[Work to do] Restate the listing below word for word, omitting any images.

[Input material]
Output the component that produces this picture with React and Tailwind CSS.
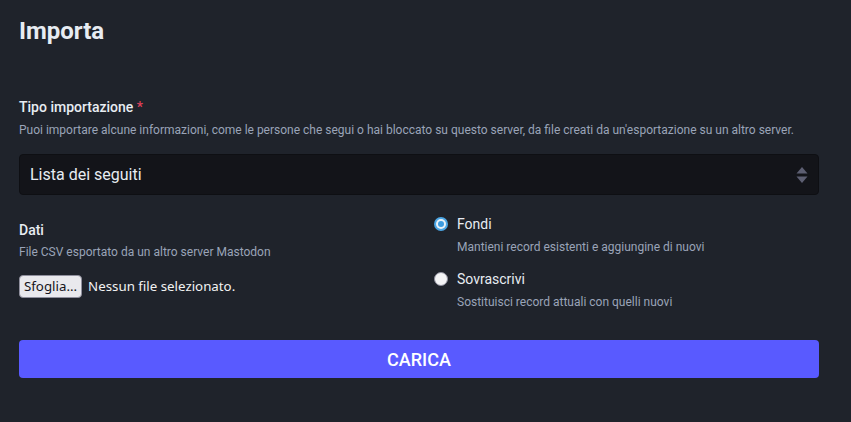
import React from "react";

export default function App() {
  return (
    <div
      className="min-h-[422px] w-full bg-[#1f232b] pl-[19px] pr-[32px] pt-[15px] text-[#d9e1e8]"
      style={{ fontFamily: "Roboto, 'Liberation Sans', sans-serif" }}
    >
      {/* Title */}
      <h1 className="text-[24px] font-bold leading-[32px] text-[#e7ecf2]">Importa</h1>

      {/* Tipo importazione */}
      <div className="mt-[51px]">
        <label className="block text-[14px] font-medium leading-[18px] text-[#e7ecf2]">
          Tipo importazione <span className="text-[#df405a]">*</span>
        </label>
        <p className="mt-[6px] text-[12px] leading-[16px] text-[#9aa4b8]">
          Puoi importare alcune informazioni, come le persone che segui o hai bloccato su questo server, da file creati da un'esportazione su un altro server.
        </p>
        <div className="mt-[16px] flex h-[41px] items-center justify-between rounded-[4px] border border-[#0e0f13] bg-[#131419] pl-[10px] pr-[10px]">
          <span className="text-[16px] text-[#e7ecf2]">Lista dei seguiti</span>
          <svg width="12" height="18" viewBox="0 0 12 18">
            <path d="M6 1 L11.5 7.5 H0.5 Z" fill="#5d5f72" />
            <path d="M6 17 L11.5 10.5 H0.5 Z" fill="#5d5f72" />
          </svg>
        </div>
      </div>

      {/* Dati + radios */}
      <div className="mt-[25px] grid grid-cols-2 gap-[30px]">
        <div>
          <div className="pt-[1px] text-[14px] font-medium leading-[18px] text-[#e7ecf2]">Dati</div>
          <p className="mt-[5px] text-[12px] leading-[16px] text-[#9aa4b8]">
            File CSV esportato da un altro server Mastodon
          </p>
          <div
            className="mt-[15px] flex items-center gap-[6px] text-[13.3px]"
            style={{ fontFamily: "'Noto Sans', 'DejaVu Sans', sans-serif" }}
          >
            <span className="rounded-[4px] border border-[#8f8f9d] bg-[#e9e9ed] px-[4px] py-[1px] leading-[19px] text-[#15141a]">
              Sfoglia...
            </span>
            <span className="text-[#f2f2f2]">Nessun file selezionato.</span>
          </div>
        </div>

        <div className="-mt-[5px] flex flex-col">
          <div className="flex items-start">
            <span className="mt-[2px] flex h-[14px] w-[14px] items-center justify-center rounded-full bg-[#4ba6e5]">
              <span className="flex h-[10px] w-[10px] items-center justify-center rounded-full bg-[#e8f1f8]">
                <span className="h-[6px] w-[6px] rounded-full bg-[#3b9be0]" />
              </span>
            </span>
            <div className="ml-[9px]">
              <div className="text-[14px] leading-[18px] text-[#e7ecf2]">Fondi</div>
              <div className="mt-[6px] text-[12px] leading-[16px] text-[#9aa4b8]">
                Mantieni record esistenti e aggiungine di nuovi
              </div>
            </div>
          </div>
          <div className="mt-[15px] flex items-start">
            <span className="mt-[2px] h-[14px] w-[14px] rounded-full border border-[#8f8f9d] bg-[#f4f4f6]" />
            <div className="ml-[9px]">
              <div className="text-[14px] leading-[18px] text-[#e7ecf2]">Sovrascrivi</div>
              <div className="mt-[6px] text-[12px] leading-[16px] text-[#9aa4b8]">
                Sostituisci record attuali con quelli nuovi
              </div>
            </div>
          </div>
        </div>
      </div>

      {/* Submit */}
      <button className="mt-[30px] flex h-[38px] w-full items-center justify-center rounded-[4px] bg-[#595aff] text-[18px] font-medium text-white">
        CARICA
      </button>
    </div>
  );
}
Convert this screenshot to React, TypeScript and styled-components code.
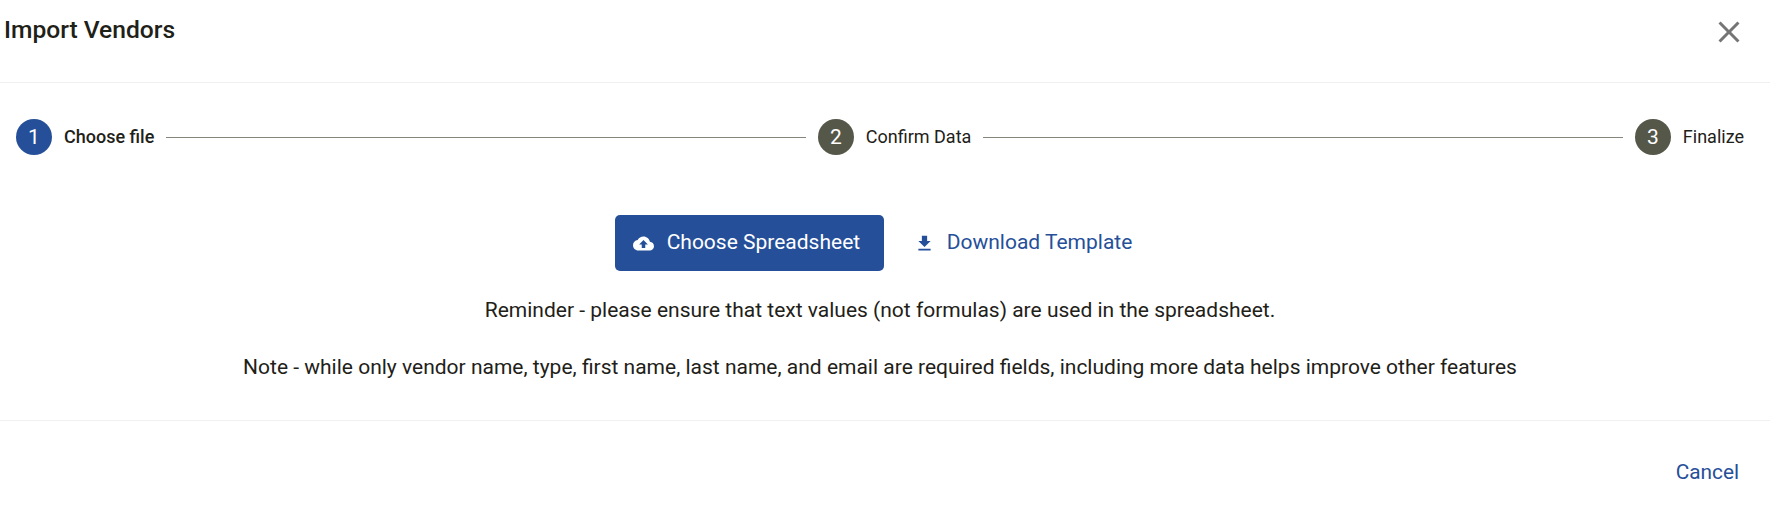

[Answer in full]
Output the component that produces this picture with React and Tailwind CSS.
import React from "react";

export default function App() {
  return (
    <div
      className="min-h-[422px] w-full bg-[#1f232b] pl-[19px] pr-[32px] pt-[15px] text-[#d9e1e8]"
      style={{ fontFamily: "Roboto, 'Liberation Sans', sans-serif" }}
    >
      {/* Title */}
      <h1 className="text-[24px] font-bold leading-[32px] text-[#e7ecf2]">Importa</h1>

      {/* Tipo importazione */}
      <div className="mt-[51px]">
        <label className="block text-[14px] font-medium leading-[18px] text-[#e7ecf2]">
          Tipo importazione <span className="text-[#df405a]">*</span>
        </label>
        <p className="mt-[6px] text-[12px] leading-[16px] text-[#9aa4b8]">
          Puoi importare alcune informazioni, come le persone che segui o hai bloccato su questo server, da file creati da un'esportazione su un altro server.
        </p>
        <div className="mt-[16px] flex h-[41px] items-center justify-between rounded-[4px] border border-[#0e0f13] bg-[#131419] pl-[10px] pr-[10px]">
          <span className="text-[16px] text-[#e7ecf2]">Lista dei seguiti</span>
          <svg width="12" height="18" viewBox="0 0 12 18">
            <path d="M6 1 L11.5 7.5 H0.5 Z" fill="#5d5f72" />
            <path d="M6 17 L11.5 10.5 H0.5 Z" fill="#5d5f72" />
          </svg>
        </div>
      </div>

      {/* Dati + radios */}
      <div className="mt-[25px] grid grid-cols-2 gap-[30px]">
        <div>
          <div className="pt-[1px] text-[14px] font-medium leading-[18px] text-[#e7ecf2]">Dati</div>
          <p className="mt-[5px] text-[12px] leading-[16px] text-[#9aa4b8]">
            File CSV esportato da un altro server Mastodon
          </p>
          <div
            className="mt-[15px] flex items-center gap-[6px] text-[13.3px]"
            style={{ fontFamily: "'Noto Sans', 'DejaVu Sans', sans-serif" }}
          >
            <span className="rounded-[4px] border border-[#8f8f9d] bg-[#e9e9ed] px-[4px] py-[1px] leading-[19px] text-[#15141a]">
              Sfoglia...
            </span>
            <span className="text-[#f2f2f2]">Nessun file selezionato.</span>
          </div>
        </div>

        <div className="-mt-[5px] flex flex-col">
          <div className="flex items-start">
            <span className="mt-[2px] flex h-[14px] w-[14px] items-center justify-center rounded-full bg-[#4ba6e5]">
              <span className="flex h-[10px] w-[10px] items-center justify-center rounded-full bg-[#e8f1f8]">
                <span className="h-[6px] w-[6px] rounded-full bg-[#3b9be0]" />
              </span>
            </span>
            <div className="ml-[9px]">
              <div className="text-[14px] leading-[18px] text-[#e7ecf2]">Fondi</div>
              <div className="mt-[6px] text-[12px] leading-[16px] text-[#9aa4b8]">
                Mantieni record esistenti e aggiungine di nuovi
              </div>
            </div>
          </div>
          <div className="mt-[15px] flex items-start">
            <span className="mt-[2px] h-[14px] w-[14px] rounded-full border border-[#8f8f9d] bg-[#f4f4f6]" />
            <div className="ml-[9px]">
              <div className="text-[14px] leading-[18px] text-[#e7ecf2]">Sovrascrivi</div>
              <div className="mt-[6px] text-[12px] leading-[16px] text-[#9aa4b8]">
                Sostituisci record attuali con quelli nuovi
              </div>
            </div>
          </div>
        </div>
      </div>

      {/* Submit */}
      <button className="mt-[30px] flex h-[38px] w-full items-center justify-center rounded-[4px] bg-[#595aff] text-[18px] font-medium text-white">
        CARICA
      </button>
    </div>
  );
}
Convert this screenshot to React, TypeScript and styled-components code.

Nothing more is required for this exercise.